While testing the solver, I realized that Algorithm X is essentially just a replacement of the isValidMove() and getEmptyCell() functions from the basic search implementation. It will still have the same drawbacks we found for depth first search. If that's the case, then it can also benefit from being greedy.

Instead of just dealing with the first unsatisfied column it comes across, we can look for columns that have the least candidates, which will produce the least number of branching paths.

The first thing we need is to get a list of all columns that have not been satisfied. This simple generates a set of numbers in a range up the number of columns in the exact cover matrix and then removes any have already been satisfied.

const getUnsatisfiedCols = state => {
  return fnArr.rangeSet(state.getIn(["ecMatrix", 0]).count())
    .subtract(state.get("satisfied"))
    .toList()
}

Then we can count the number of candidates that available for each column and pick out the column with the least. If there are columns with no valid candidates, we can immediately discard everything as this means that this path is guaranteed to lead to a dead end.

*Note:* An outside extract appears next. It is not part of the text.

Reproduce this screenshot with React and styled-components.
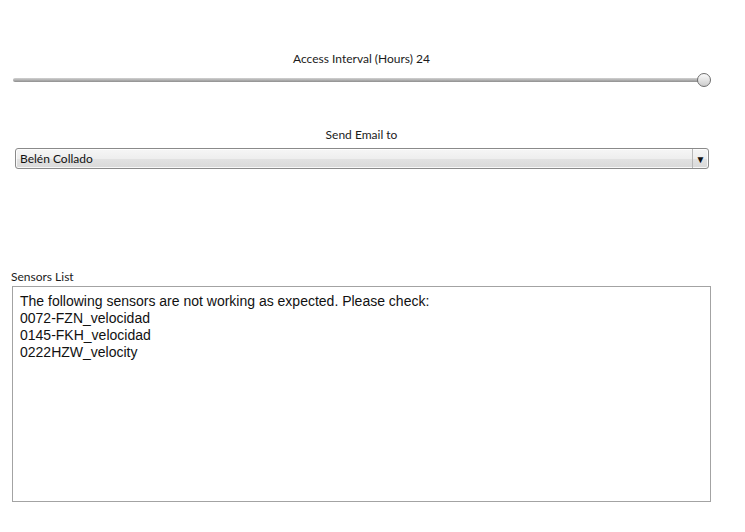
import React from "react"
import styled, { createGlobalStyle } from "styled-components"

const GlobalStyle = createGlobalStyle`
    body {
        margin:0;
        background:#ffffff;
        font-family:Lato, "Open Sans", sans-serif;
    }
`
const Page = styled.div`
    width:699px;
    padding:51px 0 0 12px;
    display:flex;
    flex-direction:column;
`
const Label = styled.div`
    font-size:12px;
    line-height:16px;
    color:#1b1b1b;
    text-align:${props => props.left ? "left" : "center"};
    margin-top:${props => props.top || 0}px;
    margin-left:${props => props.left ? -1 : 0}px;
`
const SliderWrap = styled.div`
    position:relative;
    height:14px;
    margin:6px 0 0 1px;
    display:flex;
    align-items:center;
`
const Track = styled.div`
    flex:1;
    height:4px;
    border-radius:2px;
    background:linear-gradient(#d2d2d2, #8f8f8f);
    margin-right:6px;
`
const Thumb = styled.div`
    position:absolute;
    right:0;
    top:0;
    width:12px;
    height:12px;
    border-radius:50%;
    border:1px solid #6e6e6e;
    background:linear-gradient(#fbfbfb, #cdcdcd);
`
const Select = styled.div`
    margin:5px 0 0 3px;
    width:692px;
    height:19px;
    border:1px solid #8a8a8a;
    border-radius:3px;
    display:flex;
    background:linear-gradient(#f6f6f6 0%, #eeeeee 50%, #e2e2e2 51%, #d9d9d9 100%);
    box-shadow:inset 0 0 0 1px rgba(255,255,255,0.8);
`
const SelectText = styled.div`
    flex:1;
    font-size:12px;
    line-height:19px;
    padding-left:4px;
    color:#111;
`
const Arrow = styled.div`
    width:15px;
    border-left:1px solid #b8b8b8;
    display:flex;
    align-items:center;
    justify-content:center;
    font-size:10px;
    color:#111;
`
const Area = styled.textarea`
    margin-top:1px;
    width:699px;
    height:216px;
    box-sizing:border-box;
    border:1px solid #a3a3a3;
    padding:6px 7px 4px;
    font-family:"Liberation Sans", Arial, sans-serif;
    font-size:14px;
    line-height:17px;
    color:#111;
    resize:none;
    outline:none;
    overflow:hidden;
`

const sensors = ["0072-FZN_velocidad", "0145-FKH_velocidad", "0222HZW_velocity"]

export default function App() {
    const text = ["The following sensors are not working as expected. Please check:", ...sensors].join("\n")
    return (
        <>
            <GlobalStyle/>
            <Page>
                <Label>Access Interval (Hours) 24</Label>
                <SliderWrap>
                    <Track/>
                    <Thumb/>
                </SliderWrap>
                <Label top={40}>Send Email to</Label>
                <Select>
                    <SelectText>Belén Collado</SelectText>
                    <Arrow>▼</Arrow>
                </Select>
                <Label left top={100}>Sensors List</Label>
                <Area readOnly value={text}/>
            </Page>
        </>
    )
}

const getBestCandidates = state => {
  const cols = algoX.getUnsatisfiedCols(state)
  // Recursively iterate through the unsatisfied columns in the exact cover matrix to find the column with the least candidates
  const _getBestCandidates = (cols, i=0, best=Immutable.Set()) => {
    if(i<cols.count()) {
      const cs = algoX.getCandidates(state, cols.get(i))
      // If there is an unsatisfiable column, exit early, this state is invalid
      if (cs.count()<=0) return Immutable.Set()
      // If there is a column with less candidates, that is the new best and continue
      else if (i==0 || (cs.count()<best.count())) return _getBestCandidates(cols, i+1, cs)
      else return _getBestCandidates(cols, i+1, best) // If not, keep the current best
    } else return best
  }
  return _getBestCandidates(cols)
}

Conclusion

This algorithm is basically an alternative to the simple isValidMove() function in the basic search. Ultimately whether or not the additional complexity is worth it for Sudoku is up for debate, but I can see that it can be very useful for more complex games/tasks.

Also, this implementation so pretty slow as expected, can't wait to try out Dancing Links.